━━━━━ GIVEN DATA

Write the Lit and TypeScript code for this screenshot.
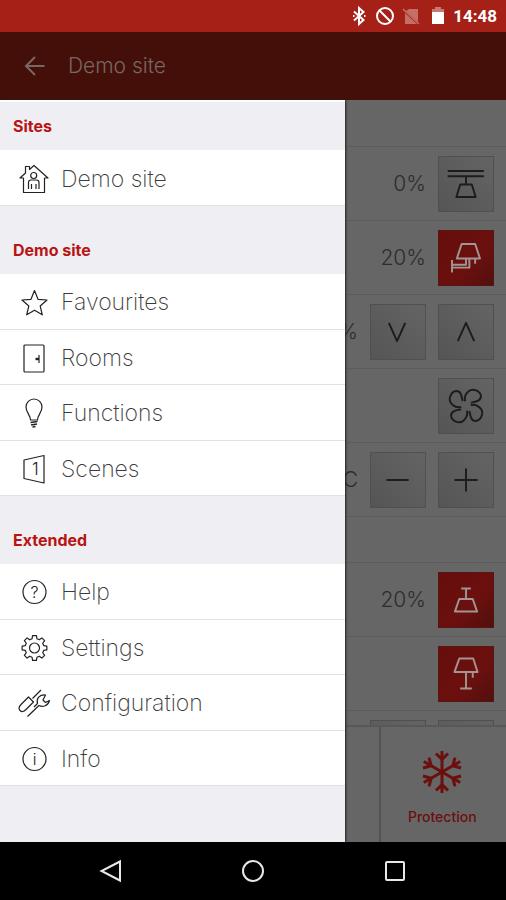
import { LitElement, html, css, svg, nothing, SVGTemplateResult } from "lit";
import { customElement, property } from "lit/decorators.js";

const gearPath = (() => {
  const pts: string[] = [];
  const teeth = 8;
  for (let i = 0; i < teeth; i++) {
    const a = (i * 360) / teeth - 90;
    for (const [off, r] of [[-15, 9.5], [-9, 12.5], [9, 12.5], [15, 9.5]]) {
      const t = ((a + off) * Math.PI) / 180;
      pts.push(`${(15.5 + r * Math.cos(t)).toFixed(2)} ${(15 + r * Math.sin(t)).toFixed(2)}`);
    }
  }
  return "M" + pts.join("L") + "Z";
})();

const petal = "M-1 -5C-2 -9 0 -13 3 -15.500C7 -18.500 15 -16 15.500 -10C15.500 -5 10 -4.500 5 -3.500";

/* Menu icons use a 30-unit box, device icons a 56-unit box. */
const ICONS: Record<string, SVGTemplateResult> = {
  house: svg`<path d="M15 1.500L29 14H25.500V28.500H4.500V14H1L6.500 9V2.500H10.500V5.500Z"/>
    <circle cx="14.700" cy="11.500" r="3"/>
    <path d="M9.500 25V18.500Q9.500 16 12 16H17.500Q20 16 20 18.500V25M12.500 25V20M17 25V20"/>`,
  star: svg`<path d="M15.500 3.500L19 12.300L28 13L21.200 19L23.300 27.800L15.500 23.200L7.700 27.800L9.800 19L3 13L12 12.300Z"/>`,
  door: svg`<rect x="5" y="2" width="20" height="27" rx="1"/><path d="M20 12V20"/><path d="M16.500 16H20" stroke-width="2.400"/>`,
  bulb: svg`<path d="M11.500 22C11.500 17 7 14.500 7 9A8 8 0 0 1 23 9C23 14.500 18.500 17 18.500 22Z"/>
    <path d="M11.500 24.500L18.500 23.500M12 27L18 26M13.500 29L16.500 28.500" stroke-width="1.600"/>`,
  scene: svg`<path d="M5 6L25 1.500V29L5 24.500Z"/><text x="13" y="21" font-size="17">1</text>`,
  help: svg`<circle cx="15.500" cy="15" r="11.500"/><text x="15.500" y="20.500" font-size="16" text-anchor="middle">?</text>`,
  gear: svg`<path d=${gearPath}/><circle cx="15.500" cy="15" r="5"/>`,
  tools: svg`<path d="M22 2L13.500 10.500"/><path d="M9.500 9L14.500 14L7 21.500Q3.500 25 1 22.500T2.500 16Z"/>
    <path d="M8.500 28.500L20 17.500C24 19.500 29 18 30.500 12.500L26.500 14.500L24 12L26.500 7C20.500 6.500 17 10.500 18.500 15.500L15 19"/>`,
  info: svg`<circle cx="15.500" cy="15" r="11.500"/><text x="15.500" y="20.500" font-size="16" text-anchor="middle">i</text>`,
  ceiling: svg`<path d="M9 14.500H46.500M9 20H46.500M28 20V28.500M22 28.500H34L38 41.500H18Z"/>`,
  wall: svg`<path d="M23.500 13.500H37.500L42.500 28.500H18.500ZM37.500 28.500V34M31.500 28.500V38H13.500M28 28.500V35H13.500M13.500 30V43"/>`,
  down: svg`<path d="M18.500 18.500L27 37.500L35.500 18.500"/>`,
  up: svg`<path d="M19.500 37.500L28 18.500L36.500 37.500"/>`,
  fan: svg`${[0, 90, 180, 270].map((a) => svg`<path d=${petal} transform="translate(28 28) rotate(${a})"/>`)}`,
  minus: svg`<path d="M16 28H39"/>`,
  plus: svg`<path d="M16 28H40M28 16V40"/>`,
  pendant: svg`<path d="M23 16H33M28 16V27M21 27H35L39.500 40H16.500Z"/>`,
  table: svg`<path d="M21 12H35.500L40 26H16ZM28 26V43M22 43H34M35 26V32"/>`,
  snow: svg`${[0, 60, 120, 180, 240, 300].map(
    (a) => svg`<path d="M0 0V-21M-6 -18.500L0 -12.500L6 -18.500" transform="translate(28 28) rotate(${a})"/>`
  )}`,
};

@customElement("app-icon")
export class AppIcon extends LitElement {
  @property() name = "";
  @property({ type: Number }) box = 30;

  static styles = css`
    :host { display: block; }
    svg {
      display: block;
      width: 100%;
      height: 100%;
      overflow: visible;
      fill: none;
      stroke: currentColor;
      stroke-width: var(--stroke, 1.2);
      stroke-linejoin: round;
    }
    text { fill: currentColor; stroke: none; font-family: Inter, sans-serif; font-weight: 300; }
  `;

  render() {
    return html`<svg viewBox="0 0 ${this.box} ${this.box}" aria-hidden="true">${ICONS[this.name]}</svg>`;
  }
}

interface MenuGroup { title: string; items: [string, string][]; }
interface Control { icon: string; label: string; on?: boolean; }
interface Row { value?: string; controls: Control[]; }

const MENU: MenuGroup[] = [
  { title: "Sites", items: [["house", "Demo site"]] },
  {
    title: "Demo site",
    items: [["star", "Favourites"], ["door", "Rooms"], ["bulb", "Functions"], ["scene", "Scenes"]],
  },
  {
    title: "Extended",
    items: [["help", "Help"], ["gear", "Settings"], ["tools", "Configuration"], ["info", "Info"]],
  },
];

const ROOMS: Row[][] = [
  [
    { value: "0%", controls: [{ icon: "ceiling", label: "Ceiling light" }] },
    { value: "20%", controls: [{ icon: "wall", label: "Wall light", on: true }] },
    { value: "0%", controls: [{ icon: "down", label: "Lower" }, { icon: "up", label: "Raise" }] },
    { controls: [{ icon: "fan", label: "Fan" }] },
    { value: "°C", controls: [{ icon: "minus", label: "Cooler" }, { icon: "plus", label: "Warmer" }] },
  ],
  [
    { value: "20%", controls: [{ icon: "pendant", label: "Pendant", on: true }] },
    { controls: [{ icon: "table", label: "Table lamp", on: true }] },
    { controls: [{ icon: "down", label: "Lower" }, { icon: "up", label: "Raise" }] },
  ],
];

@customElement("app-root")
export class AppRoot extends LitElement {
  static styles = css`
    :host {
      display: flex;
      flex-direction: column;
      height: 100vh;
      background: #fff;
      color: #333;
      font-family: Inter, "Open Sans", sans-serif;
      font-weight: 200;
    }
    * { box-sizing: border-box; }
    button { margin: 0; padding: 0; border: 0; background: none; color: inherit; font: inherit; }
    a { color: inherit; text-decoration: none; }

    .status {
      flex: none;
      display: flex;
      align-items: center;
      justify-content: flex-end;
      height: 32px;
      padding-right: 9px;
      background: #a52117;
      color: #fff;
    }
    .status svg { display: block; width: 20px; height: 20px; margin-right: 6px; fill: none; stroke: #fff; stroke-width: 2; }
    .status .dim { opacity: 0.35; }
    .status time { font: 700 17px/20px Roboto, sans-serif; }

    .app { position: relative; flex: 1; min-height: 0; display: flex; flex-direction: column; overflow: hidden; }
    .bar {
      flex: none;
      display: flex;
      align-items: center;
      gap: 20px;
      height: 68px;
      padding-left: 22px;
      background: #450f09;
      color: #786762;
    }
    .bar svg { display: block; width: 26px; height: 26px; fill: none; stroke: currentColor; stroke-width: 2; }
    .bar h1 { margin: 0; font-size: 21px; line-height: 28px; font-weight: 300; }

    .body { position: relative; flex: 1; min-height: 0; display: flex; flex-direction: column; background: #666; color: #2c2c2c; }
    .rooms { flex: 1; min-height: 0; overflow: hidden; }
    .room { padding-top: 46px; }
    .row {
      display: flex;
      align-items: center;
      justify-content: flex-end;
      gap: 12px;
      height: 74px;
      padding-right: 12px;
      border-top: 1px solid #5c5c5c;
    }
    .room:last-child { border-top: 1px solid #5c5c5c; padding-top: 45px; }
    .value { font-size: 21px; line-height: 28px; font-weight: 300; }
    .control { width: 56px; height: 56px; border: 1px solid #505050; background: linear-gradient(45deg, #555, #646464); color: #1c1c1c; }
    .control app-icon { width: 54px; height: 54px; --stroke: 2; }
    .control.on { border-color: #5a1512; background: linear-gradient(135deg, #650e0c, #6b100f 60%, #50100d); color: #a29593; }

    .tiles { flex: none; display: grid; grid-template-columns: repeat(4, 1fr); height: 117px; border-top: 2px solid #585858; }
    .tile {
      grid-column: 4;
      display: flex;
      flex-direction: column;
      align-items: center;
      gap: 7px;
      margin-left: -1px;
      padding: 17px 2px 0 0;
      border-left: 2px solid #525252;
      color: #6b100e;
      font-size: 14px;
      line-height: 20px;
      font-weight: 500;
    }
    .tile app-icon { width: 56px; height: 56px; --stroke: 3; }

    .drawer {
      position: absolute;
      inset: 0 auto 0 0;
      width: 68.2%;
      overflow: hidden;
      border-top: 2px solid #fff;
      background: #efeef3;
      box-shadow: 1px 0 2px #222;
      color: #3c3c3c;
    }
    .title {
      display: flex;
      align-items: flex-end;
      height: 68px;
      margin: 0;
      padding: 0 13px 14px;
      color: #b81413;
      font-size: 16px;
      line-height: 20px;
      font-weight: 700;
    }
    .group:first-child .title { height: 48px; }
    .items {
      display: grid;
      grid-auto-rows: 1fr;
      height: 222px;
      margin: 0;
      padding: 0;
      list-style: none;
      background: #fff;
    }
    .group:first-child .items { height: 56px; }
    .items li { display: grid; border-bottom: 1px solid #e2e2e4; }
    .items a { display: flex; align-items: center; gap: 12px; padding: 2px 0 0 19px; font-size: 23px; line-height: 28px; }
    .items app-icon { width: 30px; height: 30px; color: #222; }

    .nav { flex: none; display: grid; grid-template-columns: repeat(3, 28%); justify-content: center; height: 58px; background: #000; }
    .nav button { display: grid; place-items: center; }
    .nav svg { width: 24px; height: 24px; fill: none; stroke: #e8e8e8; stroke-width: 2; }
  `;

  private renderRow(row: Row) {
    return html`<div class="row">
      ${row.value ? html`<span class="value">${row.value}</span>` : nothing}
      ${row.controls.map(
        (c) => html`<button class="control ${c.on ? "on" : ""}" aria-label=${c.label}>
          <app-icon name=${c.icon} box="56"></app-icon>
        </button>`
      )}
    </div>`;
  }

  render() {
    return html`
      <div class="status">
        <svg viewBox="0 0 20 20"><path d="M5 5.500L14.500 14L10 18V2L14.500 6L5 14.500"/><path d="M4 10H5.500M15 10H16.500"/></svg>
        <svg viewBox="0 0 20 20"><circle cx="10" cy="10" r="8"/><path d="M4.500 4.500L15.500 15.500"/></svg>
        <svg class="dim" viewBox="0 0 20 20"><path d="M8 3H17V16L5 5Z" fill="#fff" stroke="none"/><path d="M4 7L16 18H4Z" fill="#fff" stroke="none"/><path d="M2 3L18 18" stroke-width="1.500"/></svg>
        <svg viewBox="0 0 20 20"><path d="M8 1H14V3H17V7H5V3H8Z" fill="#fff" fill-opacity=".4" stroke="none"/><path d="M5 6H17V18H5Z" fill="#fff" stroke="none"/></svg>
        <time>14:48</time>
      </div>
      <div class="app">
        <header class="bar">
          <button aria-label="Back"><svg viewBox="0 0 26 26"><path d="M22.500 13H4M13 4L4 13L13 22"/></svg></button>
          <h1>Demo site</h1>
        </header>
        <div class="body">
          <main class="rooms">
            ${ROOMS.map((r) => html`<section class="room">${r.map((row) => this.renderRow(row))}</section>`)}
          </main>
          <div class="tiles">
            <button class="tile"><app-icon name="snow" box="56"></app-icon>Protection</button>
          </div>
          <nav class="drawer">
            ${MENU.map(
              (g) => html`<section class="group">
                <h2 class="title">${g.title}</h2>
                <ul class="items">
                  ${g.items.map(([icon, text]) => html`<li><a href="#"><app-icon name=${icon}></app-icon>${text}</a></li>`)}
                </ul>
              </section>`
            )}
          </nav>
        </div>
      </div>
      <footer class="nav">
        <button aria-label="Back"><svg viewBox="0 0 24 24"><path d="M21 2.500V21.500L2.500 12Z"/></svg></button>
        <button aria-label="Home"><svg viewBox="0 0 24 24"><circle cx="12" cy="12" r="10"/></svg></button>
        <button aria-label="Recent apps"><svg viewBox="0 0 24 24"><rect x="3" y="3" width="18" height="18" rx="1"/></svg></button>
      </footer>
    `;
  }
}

━━━━━━━━━━

§ **TASK TO COMPLETE**:
Only the lines from the start of the material through the line containing "-13 3 -15.500C7" should be transcribed. Pictures stay out.

§ **ANSWER FOR THIS EXERCISE**:
Write the Lit and TypeScript code for this screenshot.
import { LitElement, html, css, svg, nothing, SVGTemplateResult } from "lit";
import { customElement, property } from "lit/decorators.js";

const gearPath = (() => {
  const pts: string[] = [];
  const teeth = 8;
  for (let i = 0; i < teeth; i++) {
    const a = (i * 360) / teeth - 90;
    for (const [off, r] of [[-15, 9.5], [-9, 12.5], [9, 12.5], [15, 9.5]]) {
      const t = ((a + off) * Math.PI) / 180;
      pts.push(`${(15.5 + r * Math.cos(t)).toFixed(2)} ${(15 + r * Math.sin(t)).toFixed(2)}`);
    }
  }
  return "M" + pts.join("L") + "Z";
})();

const petal = "M-1 -5C-2 -9 0 -13 3 -15.500C7 -18.500 15 -16 15.500 -10C15.500 -5 10 -4.500 5 -3.500";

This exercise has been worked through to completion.